Aliás, a fábrica de memórias que está abastecendo a Apple e desabastecendo as outras indústrias fica na China. Na década passada, por conta dessa mesma centralização, um incêndio em uma fábrica chinesa de componentes de alto valor agregado impactou os custos de toda a indústria de bens digitalizados.

O Brasil faz parte dessa cadeia. Porém, pela grande oferta de mão de obra barata. Grandes marcas de celulares enviam componentes para fábricas no Brasil, para serem montadas dentro do aparelho. Mais ou menos como se “fabrica” televisores na Zona Franca de Manaus.
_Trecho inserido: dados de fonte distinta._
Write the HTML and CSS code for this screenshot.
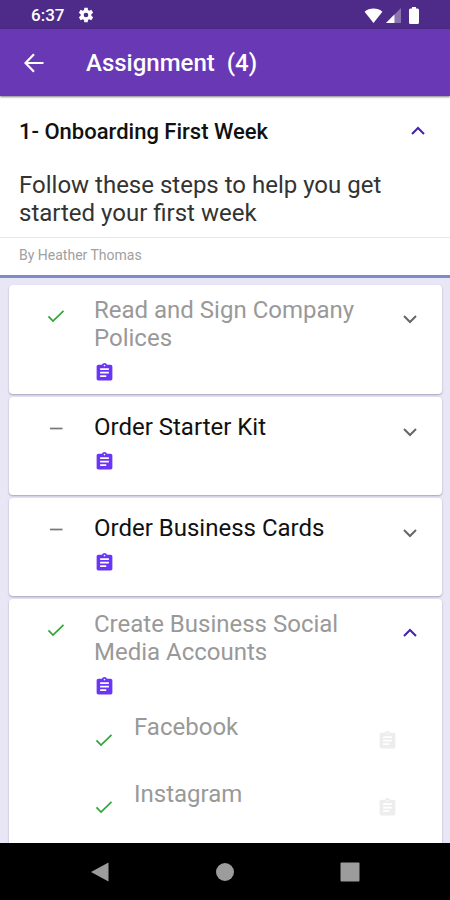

Passa pelos dedos ágeis de operárias e operários brasileiros e recebe a pequena inscrição “Made in Brazil”. E assim marcamos presença na indústria do futuro, ainda que o Governo Federal tenha reduzido pela metade os investimentos em tecnologia, neste ano e para 2018. E agora, o que é mais contraditório? As prioridades orçamentárias do Governo ou a fila do iPhone X?

EM BUSCA DE SOLUÇÕES

São essas contradições nacionais que não se ajustam à lógica de um mundo em que inovar e produzir convergem para o mesmo significado. Hoje produzimos, amanhã estamos projetando e, depois de amanhã, a sorte está lançada. Quem inovar mais fica com as fichas da mesa.

O ritmo das mudanças está pautando a economia. Lembra quando carro de rico era Mercedes? Televisão de ponta já foi Telefunken, relógio moderno era japonês e até celular era monopolizado pela marca Motorola. Tudo isso mudou. Por quanto tempo o Windows será o sistema operacional dominante? A grande questão nem é o que vai cair, mas sim o que virá para ocupar os novos lugares.
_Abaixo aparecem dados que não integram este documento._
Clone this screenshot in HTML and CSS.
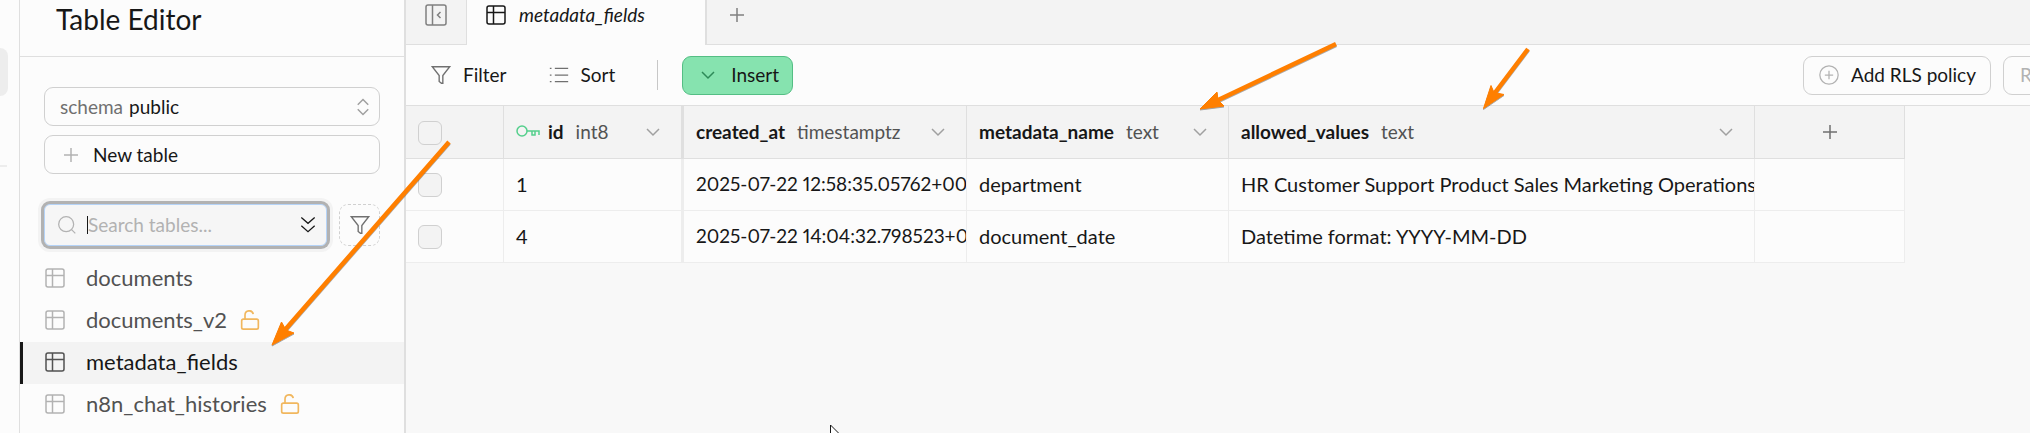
FILE: index.html
```html
<!DOCTYPE html>
<html lang="en">
<head>
<meta charset="utf-8">
<title>Table Editor</title>
<link rel="stylesheet" href="styles.css">
</head>
<body>
<svg class="sprite" aria-hidden="true">
  <symbol id="i-table" viewBox="0 0 24 24"><rect x="3" y="3" width="18" height="18" rx="2"/><path d="M3 9.500h18M9.500 3v18"/></symbol>
  <symbol id="i-lock" viewBox="0 0 24 24"><rect x="2" y="11" width="20" height="12" rx="2"/><path d="M6 11V6a5 5 0 0 1 9.900-1"/></symbol>
  <symbol id="i-down" viewBox="0 0 24 24"><path d="m6 9 6 6 6-6"/></symbol>
  <symbol id="i-plus" viewBox="0 0 24 24"><path d="M5 12h14M12 5v14"/></symbol>
  <symbol id="i-funnel" viewBox="0 0 24 24"><path d="M2.500 3h19L14 12.500V21h-1.500L10 19v-6.500z"/></symbol>
</svg>
<div class="app">
  <nav class="rail" aria-label="Main"><span class="rail-active"></span><span class="rail-line"></span></nav>
  <aside class="sidebar">
    <header class="side-head"><h1>Table Editor</h1></header>
    <div class="side-tools">
      <button class="btn schema"><span class="muted">schema</span> public
        <svg class="icon updown" viewBox="0 0 24 24"><path d="m5 9 7-7 7 7M5 15l7 7 7-7"/></svg></button>
      <button class="btn new-table"><svg class="icon pale"><use href="#i-plus"/></svg>New table</button>
    </div>
    <div class="search-row">
      <label class="search">
        <svg class="icon pale" viewBox="0 0 24 24"><circle cx="11" cy="11" r="9"/><path d="m17.500 17.500 4.500 4.500"/></svg>
        <span class="caret"></span>
        <input type="text" placeholder="Search tables..." aria-label="Search tables">
        <svg class="icon dark" viewBox="0 0 24 24"><path d="m4 3 8 7 8-7M4 13l8 7 8-7"/></svg>
      </label>
      <button class="filter-btn" aria-label="Filter tables"><svg class="icon"><use href="#i-funnel"/></svg></button>
    </div>
    <ul class="tables">
      <li><a href="#documents"><svg class="icon"><use href="#i-table"/></svg>documents</a></li>
      <li><a href="#documents_v2"><svg class="icon"><use href="#i-table"/></svg>documents_v2<svg class="icon lock"><use href="#i-lock"/></svg></a></li>
      <li><a class="current" href="#metadata_fields"><svg class="icon"><use href="#i-table"/></svg>metadata_fields</a></li>
      <li><a href="#n8n_chat_histories"><svg class="icon"><use href="#i-table"/></svg>n8n_chat_histories<svg class="icon lock"><use href="#i-lock"/></svg></a></li>
    </ul>
  </aside>
  <main class="main">
    <div class="tabs">
      <button class="collapse" aria-label="Collapse sidebar"><svg class="icon" viewBox="0 0 24 24"><rect x="2" y="2" width="20" height="20" rx="2"/><path d="M8.500 2v20M16.500 9l-3 3 3 3"/></svg></button>
      <button class="tab"><svg class="icon"><use href="#i-table"/></svg>metadata_fields</button>
      <button class="add-tab" aria-label="New tab"><svg class="icon"><use href="#i-plus"/></svg></button>
    </div>
    <div class="toolbar">
      <button class="plain"><svg class="icon"><use href="#i-funnel"/></svg>Filter</button>
      <button class="plain sort"><svg class="icon" viewBox="0 0 24 24"><path d="M7 4h16M7 12h16M7 20h16M1 4h2M1 12h2M1 20h2"/></svg>Sort</button>
      <span class="divider"></span>
      <button class="btn insert"><svg class="icon"><use href="#i-down"/></svg>Insert</button>
      <div class="actions">
        <button class="btn rls"><svg class="icon pale" viewBox="0 0 24 24"><circle cx="12" cy="12" r="11"/><path d="M12 7v10M7 12h10"/></svg>Add RLS policy</button>
        <button class="btn role">Role</button>
      </div>
    </div>
    <table class="grid">
      <colgroup><col class="c-check"><col class="c-id"><col class="c-created"><col class="c-name"><col class="c-values"><col class="c-add"></colgroup>
      <thead><tr>
        <th><input type="checkbox" aria-label="Select all rows"></th>
        <th class="frozen"><div class="head"><svg class="key" viewBox="0 0 24 14"><circle cx="6" cy="6" r="5"/><path d="M11 6h12v4M16 6v4h3V6"/></svg>id<span class="type">int8</span><svg class="icon"><use href="#i-down"/></svg></div></th>
        <th><div class="head">created_at<span class="type">timestamptz</span><svg class="icon"><use href="#i-down"/></svg></div></th>
        <th><div class="head">metadata_name<span class="type">text</span><svg class="icon"><use href="#i-down"/></svg></div></th>
        <th><div class="head">allowed_values<span class="type">text</span><svg class="icon"><use href="#i-down"/></svg></div></th>
        <th><button class="add-col" aria-label="Add column"><svg class="icon"><use href="#i-plus"/></svg></button></th>
      </tr></thead>
      <tbody>
        <tr><td><input type="checkbox" aria-label="Select row 1"></td><td class="frozen">1</td><td class="time">2025-07-22 12:58:35.05762+00</td><td>department</td><td>HR Customer Support Product Sales Marketing Operations</td><td></td></tr>
        <tr><td><input type="checkbox" aria-label="Select row 4"></td><td class="frozen">4</td><td class="time">2025-07-22 14:04:32.798523+00</td><td>document_date</td><td>Datetime format: YYYY-MM-DD</td><td></td></tr>
      </tbody>
    </table>
  </main>
</div>
<svg class="marks" width="2030" height="433" viewBox="0 0 2030 433" aria-hidden="true">
  <g class="arrows">
    <path d="M449 142 284 331M1336 44 1216 101M1528 49 1494 94"/>
    <path class="tip" d="m272 345 9.500-23 4.500 8 8 3zM1200 109l17-17 1 8 6 6zM1483.500 108.500l7.500-23 3 7 10 2z"/>
  </g>
  <path class="cursor" d="M830.500 425v20l14-6z"/>
</svg>
</body>
</html>
```

FILE: styles.css
```css
* { box-sizing: border-box; }
body {
  margin: 0;
  min-height: 100vh;
  overflow: hidden;
  background: #f8f8f8;
  color: #171717;
  font: 19px/24px Lato, "Open Sans", sans-serif;
}
button, input { font: inherit; color: inherit; }
button { background: none; border: 0; padding: 0; }
.sprite { display: none; }
.icon { width: 24px; height: 24px; flex: none; }
svg { fill: none; stroke: currentColor; stroke-width: 1.5; }
.pale { color: #b2b2b2; }
.dark { color: #171717; }
.muted { color: #707070; }
.app { display: flex; height: 100vh; }

.rail { width: 20px; flex: none; background: #fcfcfc; border-right: 1px solid #dfdfdf; padding-top: 48px; }
.rail-active { display: block; width: 8px; height: 48px; background: #ededed; border-radius: 0 8px 8px 0; }
.rail-line { display: block; width: 7px; height: 2px; margin-top: 69px; background: #ededed; }

.sidebar { width: 386px; flex: none; background: #fcfcfc; border-right: 2px solid #dfdfdf; }
.side-head { height: 57px; padding: 1px 36px 0; border-bottom: 1px solid #dfdfdf; }
h1 { margin: 0; font-size: 28px; line-height: 36px; font-weight: 400; }
.side-tools { display: grid; gap: 9px; padding: 30px 24px; }
.btn { display: flex; align-items: center; height: 39px; border: 1px solid #d0d0d0; border-radius: 9px; background: #fff0; }
.schema { padding: 0 4px 0 15px; gap: 6px; }
.updown { width: 24px; height: 18px; margin-left: auto; color: #a0a0a0; stroke-width: 2; }
.new-table { padding: 0 14px; gap: 10px; }
.search-row { display: flex; gap: 12px; padding: 0 24px; }
.search {
  display: flex; align-items: center; flex: 1; min-width: 0; height: 42px; padding: 0 8px 0 12px;
  background: #f6f6f6; border: 1px solid #b5d3f7; border-radius: 6px;
  box-shadow: 0 0 0 3px #b2b2b2, 0 0 0 6px #f3f3f3;
}
.search .icon { width: 20px; height: 20px; }
.search input { flex: 1; width: 0; min-width: 0; padding: 0; border: 0; outline: 0; background: none; }
.search input::placeholder { color: #b2b2b2; opacity: 1; }
.caret { width: 1px; height: 18px; margin-left: 10px; background: #171717; }
.filter-btn { flex: none; width: 41px; display: grid; place-items: center; border: 1px dashed #d0d0d0; border-radius: 9px; color: #707070; }
.filter-btn .icon, .plain .icon { width: 22px; height: 22px; }
.tables { list-style: none; margin: 12px 0 0; padding: 0; }
.tables a {
  display: flex; align-items: center; height: 42px; padding: 0 0 2px 23px;
  font-size: 22px; color: #525252; text-decoration: none;
}
.tables .icon { margin-right: 19px; color: #b2b2b2; }
.tables .lock { width: 20px; height: 20px; margin: 0 0 0 13px; color: #f1b75e; stroke-width: 2; }
.tables .current { background: #f3f3f3; color: #171717; box-shadow: inset 3px 0 #171717; }
.tables .current .icon { color: #525252; }

.main { flex: 1; min-width: 0; overflow: hidden; }
.tabs { display: flex; height: 45px; background: #f3f3f3; }
.tabs button { display: flex; align-items: center; padding-bottom: 15px; border-bottom: 1px solid #dfdfdf; }
.tabs .collapse { width: 61px; justify-content: center; border-right: 1px solid #dfdfdf; color: #808080; }
.tabs .tab { width: 238px; padding-left: 17px; gap: 11px; background: #fcfcfc; border-bottom: 0; font-size: 19px; font-style: italic; }
.tabs .add-tab { flex: 1; padding-left: 18px; border-left: 2px solid #dfdfdf; color: #808080; }
.toolbar { display: flex; align-items: center; height: 61px; padding-left: 24px; background: #fcfcfc; border-bottom: 1px solid #dfdfdf; }
.plain { display: flex; align-items: center; gap: 11px; }
.plain .icon { color: #707070; }
.sort { margin-left: 43px; }
.sort .icon { width: 20px; height: 20px; }
.divider { width: 1px; height: 30px; margin: 0 24px 0 42px; background: #c7c7c7; }
.insert { width: 111px; padding-left: 13px; gap: 11px; background: #86e3af; border-color: #54be84; }
.insert .icon { color: #2d8a58; }
.actions { display: flex; gap: 12px; margin: 0 -26px 0 auto; }
.rls { width: 188px; padding-left: 15px; gap: 12px; }
.rls .icon { width: 20px; height: 20px; }
.role { width: 53px; padding-left: 16px; color: #b2b2b2; }

.grid { table-layout: fixed; width: 1499px; border-spacing: 0; background: #fcfcfc; }
.c-check { width: 98px; }
.c-id { width: 180px; }
.c-created { width: 283px; }
.c-name { width: 262px; }
.c-values { width: 526px; }
.c-add { width: 150px; }
th, td {
  height: 52px; padding: 0 0 0 12px; overflow: hidden; white-space: nowrap; text-align: left;
  border-right: 1px solid #ededed; border-bottom: 1px solid #ededed;
}
td { padding-bottom: 2px; font-size: 20px; }
.time { font-size: 19px; font-variant-numeric: proportional-nums; }
th { height: 53px; background: #f3f3f3; border-color: #dfdfdf; }
.frozen { border-right-width: 3px; }
.head { display: flex; align-items: center; padding-right: 16px; }
.head .icon { margin-left: auto; color: #a0a0a0; }
.type { margin-left: 12px; font-weight: 400; color: #525252; }
.key { width: 24px; height: 14px; margin-right: 8px; color: #54cf8c; }
.add-col { display: grid; width: 100%; padding-right: 12px; place-items: center; color: #707070; }
input[type="checkbox"] {
  appearance: none; display: block; width: 24px; height: 24px; margin: 2px 0 0;
  border: 1px solid #d0d0d0; border-radius: 6px; background: #f3f3f3;
}

.marks { position: absolute; top: 0; left: 0; pointer-events: none; }
.arrows { stroke: #ff7f00; stroke-width: 4.500; filter: drop-shadow(0 1px 0 #0005); }
.tip { fill: #ff7f00; stroke-width: 1; }
.cursor { fill: #fff; stroke: #171717; stroke-width: 1; }
```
O Brasil está a 25 anos de se tornar uma das nações mais poderosas do mundo. Assim como estão todos os outros países, uma vez que esse tempo é suficiente para investir na Educação – o que inclui Ciência e Tecnologia – e formar uma geração de cérebros inovadores.

Como essa “fórmula científica” é conhecida há muito tempo e repetida insistentemente, a prática que nunca aconteceu pode começar agora pelo mundo virtual. Quem sabe pela experiência acumulada em jogos como o Simcity, onde o jogador assume o papel de construtor e gestor de uma cidade. Ou mesmo utilizando a inteligência artificial, como um grupo brasileiro fez para acompanhar as contas de deputados federais.

Eles desenvolveram um robô que acompanha os reembolsos que a Câmara faz aos seus integrantes, mediante apresentação de notas fiscais de despesas individuais. Com base em vários bancos de dados que “instruem” a verificação, o software separa as notas fiscais suspeitas, tipo tapioca que custa R$ 250,00. Depois, as mais suspeitas são analisadas por auditores humanos. As irregularidades encontradas somam quantias estarrecedoras. Mais impressionantes ainda são as explicações dos deputados.

Não é preciso muita inteligência para fazer melhor pelo país. Um robô mais eficiente até que poderia ser candidato em 2018. O marqueteiro da campanha provavelmente mudaria o nome para bot, já que foneticamente “robô” é muito associado aos políticos mais tradicionais.